Is it deception? "For a year, Christopher Rude taped his 96rock (WKLS-FM) afternoon show. If a listener called in, an intern would tell the caller Rude was in the restroom. ’People bought it,’ Rude says." Let’s expand on that: they lied to listeners repeatedly, and they bought it. Sounds like intentional deception to me.

To do a four hour radio show, it used to take four hours. You walked into 240 minutes of silence, and filled it in real time. Now, one of these franchised DJ’s "says it usually takes him no more than 15 minutes to tape 25 breaks for a four-hour show."

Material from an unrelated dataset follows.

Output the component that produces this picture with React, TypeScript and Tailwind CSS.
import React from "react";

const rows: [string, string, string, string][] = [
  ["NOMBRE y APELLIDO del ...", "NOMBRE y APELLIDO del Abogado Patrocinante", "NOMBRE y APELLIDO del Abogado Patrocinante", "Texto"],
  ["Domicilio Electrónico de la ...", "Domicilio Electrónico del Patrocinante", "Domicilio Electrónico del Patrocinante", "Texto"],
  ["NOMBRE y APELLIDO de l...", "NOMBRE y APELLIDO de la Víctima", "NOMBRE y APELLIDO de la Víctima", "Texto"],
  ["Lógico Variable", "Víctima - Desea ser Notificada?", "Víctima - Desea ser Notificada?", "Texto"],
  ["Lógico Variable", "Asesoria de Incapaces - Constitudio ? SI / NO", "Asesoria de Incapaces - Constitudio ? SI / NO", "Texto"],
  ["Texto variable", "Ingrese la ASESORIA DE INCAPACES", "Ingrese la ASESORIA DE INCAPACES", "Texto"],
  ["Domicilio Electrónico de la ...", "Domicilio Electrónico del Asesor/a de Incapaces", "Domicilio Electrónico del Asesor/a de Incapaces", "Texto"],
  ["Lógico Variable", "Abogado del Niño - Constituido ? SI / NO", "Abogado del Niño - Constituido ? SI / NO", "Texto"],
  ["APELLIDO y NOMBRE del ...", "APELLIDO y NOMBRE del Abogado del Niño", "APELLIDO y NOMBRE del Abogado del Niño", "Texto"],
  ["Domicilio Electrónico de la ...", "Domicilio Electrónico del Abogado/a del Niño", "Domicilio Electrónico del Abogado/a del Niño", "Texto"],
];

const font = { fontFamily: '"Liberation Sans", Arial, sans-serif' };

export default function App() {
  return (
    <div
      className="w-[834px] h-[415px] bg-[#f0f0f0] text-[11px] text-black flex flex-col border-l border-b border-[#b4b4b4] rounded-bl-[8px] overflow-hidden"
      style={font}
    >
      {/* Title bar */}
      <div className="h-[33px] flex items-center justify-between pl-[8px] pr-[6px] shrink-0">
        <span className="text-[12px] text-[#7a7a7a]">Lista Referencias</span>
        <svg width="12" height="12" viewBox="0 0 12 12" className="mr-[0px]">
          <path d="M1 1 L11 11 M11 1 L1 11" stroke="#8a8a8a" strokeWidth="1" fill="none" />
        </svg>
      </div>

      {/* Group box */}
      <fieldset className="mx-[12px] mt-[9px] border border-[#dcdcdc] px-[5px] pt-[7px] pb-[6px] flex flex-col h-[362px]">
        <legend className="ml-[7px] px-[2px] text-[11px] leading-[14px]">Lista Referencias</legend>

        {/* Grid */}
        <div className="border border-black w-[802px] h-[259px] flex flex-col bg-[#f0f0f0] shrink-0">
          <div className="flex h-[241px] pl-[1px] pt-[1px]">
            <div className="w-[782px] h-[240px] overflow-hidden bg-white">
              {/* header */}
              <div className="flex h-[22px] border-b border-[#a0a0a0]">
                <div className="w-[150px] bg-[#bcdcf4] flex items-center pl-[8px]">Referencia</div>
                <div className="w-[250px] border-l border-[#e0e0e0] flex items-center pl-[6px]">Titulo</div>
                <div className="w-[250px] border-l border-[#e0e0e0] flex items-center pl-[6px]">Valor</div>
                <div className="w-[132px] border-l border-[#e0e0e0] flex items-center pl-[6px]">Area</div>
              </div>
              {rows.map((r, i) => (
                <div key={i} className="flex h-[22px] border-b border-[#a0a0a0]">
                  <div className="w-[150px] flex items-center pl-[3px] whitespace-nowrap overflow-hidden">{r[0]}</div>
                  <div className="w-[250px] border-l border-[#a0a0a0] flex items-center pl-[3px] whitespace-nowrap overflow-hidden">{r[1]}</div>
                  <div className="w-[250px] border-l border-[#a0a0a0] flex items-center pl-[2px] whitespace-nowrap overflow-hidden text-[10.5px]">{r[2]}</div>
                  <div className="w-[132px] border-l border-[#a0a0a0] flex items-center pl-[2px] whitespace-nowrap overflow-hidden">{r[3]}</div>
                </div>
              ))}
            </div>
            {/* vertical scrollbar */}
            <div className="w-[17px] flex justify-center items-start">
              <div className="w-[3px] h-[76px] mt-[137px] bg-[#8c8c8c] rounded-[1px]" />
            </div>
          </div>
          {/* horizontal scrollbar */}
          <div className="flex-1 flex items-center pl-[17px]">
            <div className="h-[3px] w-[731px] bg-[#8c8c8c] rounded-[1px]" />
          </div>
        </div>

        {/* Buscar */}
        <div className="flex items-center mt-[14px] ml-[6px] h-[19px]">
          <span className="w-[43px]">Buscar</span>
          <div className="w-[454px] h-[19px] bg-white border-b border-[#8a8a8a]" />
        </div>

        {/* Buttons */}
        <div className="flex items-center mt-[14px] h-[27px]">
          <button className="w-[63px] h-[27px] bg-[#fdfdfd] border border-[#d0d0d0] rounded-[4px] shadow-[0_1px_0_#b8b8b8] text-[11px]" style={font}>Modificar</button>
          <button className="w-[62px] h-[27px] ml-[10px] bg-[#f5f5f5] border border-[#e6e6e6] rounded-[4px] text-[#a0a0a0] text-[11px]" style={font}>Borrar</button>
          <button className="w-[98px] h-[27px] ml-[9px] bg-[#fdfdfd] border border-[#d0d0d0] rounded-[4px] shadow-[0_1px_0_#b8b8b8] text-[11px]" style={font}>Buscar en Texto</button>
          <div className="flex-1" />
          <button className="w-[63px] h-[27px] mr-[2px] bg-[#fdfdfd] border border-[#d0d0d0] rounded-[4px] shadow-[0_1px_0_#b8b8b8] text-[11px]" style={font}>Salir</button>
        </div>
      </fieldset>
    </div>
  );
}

Why do the jocks do it? "DJs prefer doing it live but voicetrack for the extra money. At Clear Channel, DJs can earn between $5,000 and $15,000 a year to do a shift in another city, says Dukes, the local Clear Channel executive." Despite the perception that DJ’s ride in the red sports car of fame and fortune, the reality is that very very few make anything approaching a fortune, or even a six figure salary. The fact they are willing to do an entire voicetracked shift for $400 to $1200 per month is indicative.

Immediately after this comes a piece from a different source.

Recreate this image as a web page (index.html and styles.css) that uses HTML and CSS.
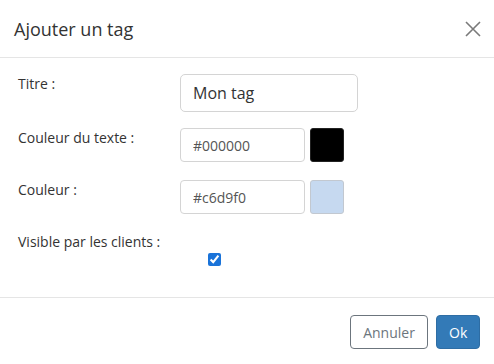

For station ownership, the cost benefit is much clearer. Instead of hiring a full time local DJ at ”full” salary and benefits, you shell out a business pittance of a grand a month to get some big city hot shot. Then you tell the public you "believe importing DJs from out of town is a way to bring cities, especially smaller markets, better personalities." This doesn’t explain why in the 11th largest radio market in the country, Atlanta, four of the top stations are ”live and local” less than half the broadcast day, and only three are 100% Atlanta based, broadcasting in real time.

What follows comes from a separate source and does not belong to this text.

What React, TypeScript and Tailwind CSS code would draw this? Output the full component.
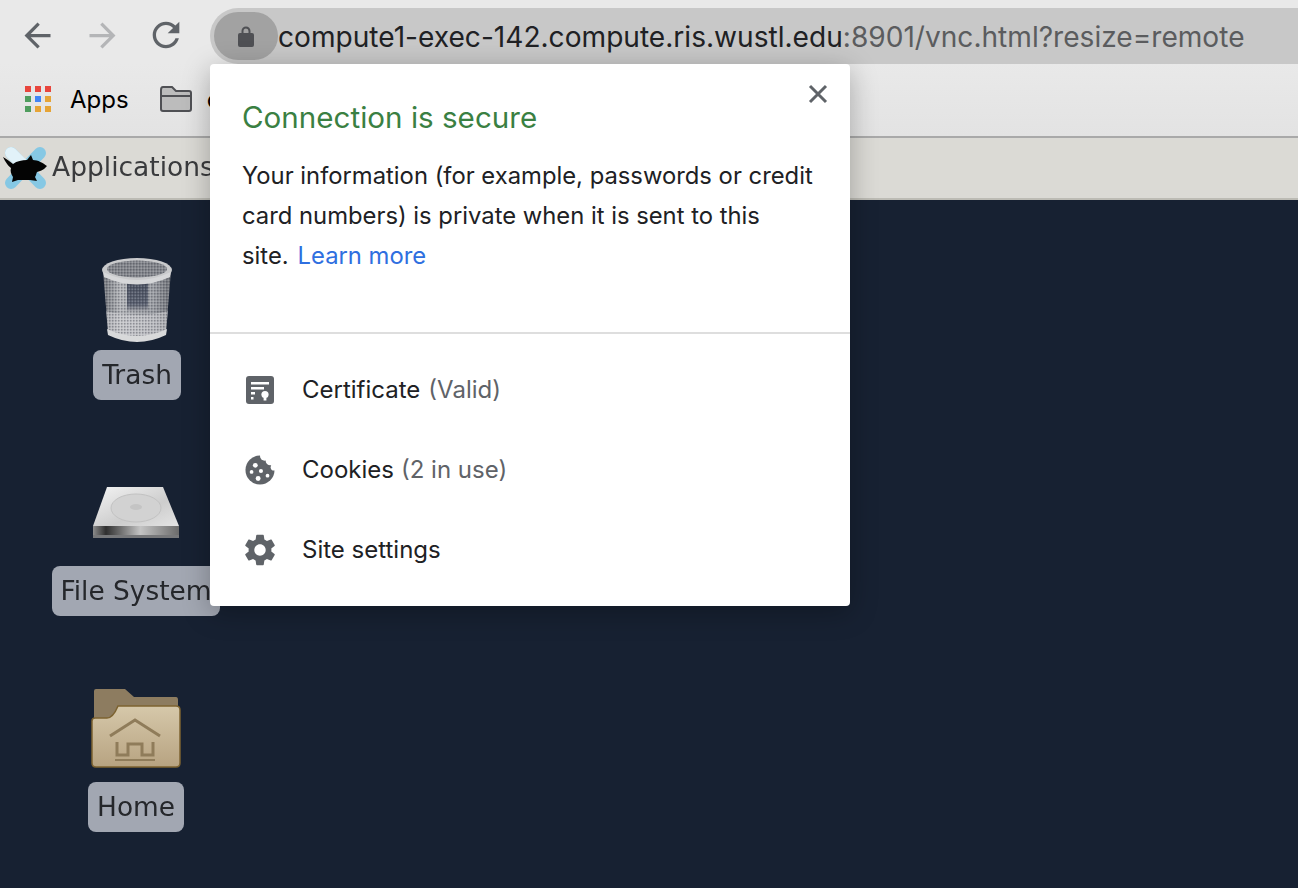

The moral of this story, kids: if you want to grow up and be a DJ, you better find a way to self-publish (right after you double check to see if your parents dropped you on your head). If Clear Channel and their ilk have their way, there will eventually be about fifty DJ’s on the thousands of radio stations in this country.


Peanut Gallery

1  John Stryker wrote:

They also do this scam when it comes to contests. They'll say something to the effect of "We've given out over $500,000 in cash and prizes" with the implication that all these people in your area have won that money when in fact, it's been spread out amongst several markets own by one company (Clear Channel). Tied to that scam is the "testimonial" or "caller" scam. They'll play the tapes of these people exclaiming about all this money they've won to make you think that all these people in your area are winning a bunch of cash and prizes, when the reality that all those testimonilas are from around the country and your chances of winning the contest are close to nil, since you aren't competing with people in your area, you're competing with all the other markets Clear Channel owns. They do the same with requests. Say you call in a request. Some flunky who's been hired to answer the phones records your message and it gets sent to a databank. A few days later, your request may or may not be played. It depends if the song is on their rotation or not. If it is, your little message is played as the lead-in for the song, which gives others the impression that the station plays people's requests. The Don and Mike show talk about Clear Channel's scams all the time, and the first I heard about franchising was through them. Up until then, I thought the radio stations and DJ's were locals.

2  Alice wrote:

There's a good reason why they're known as "Cheap Channel" in the business.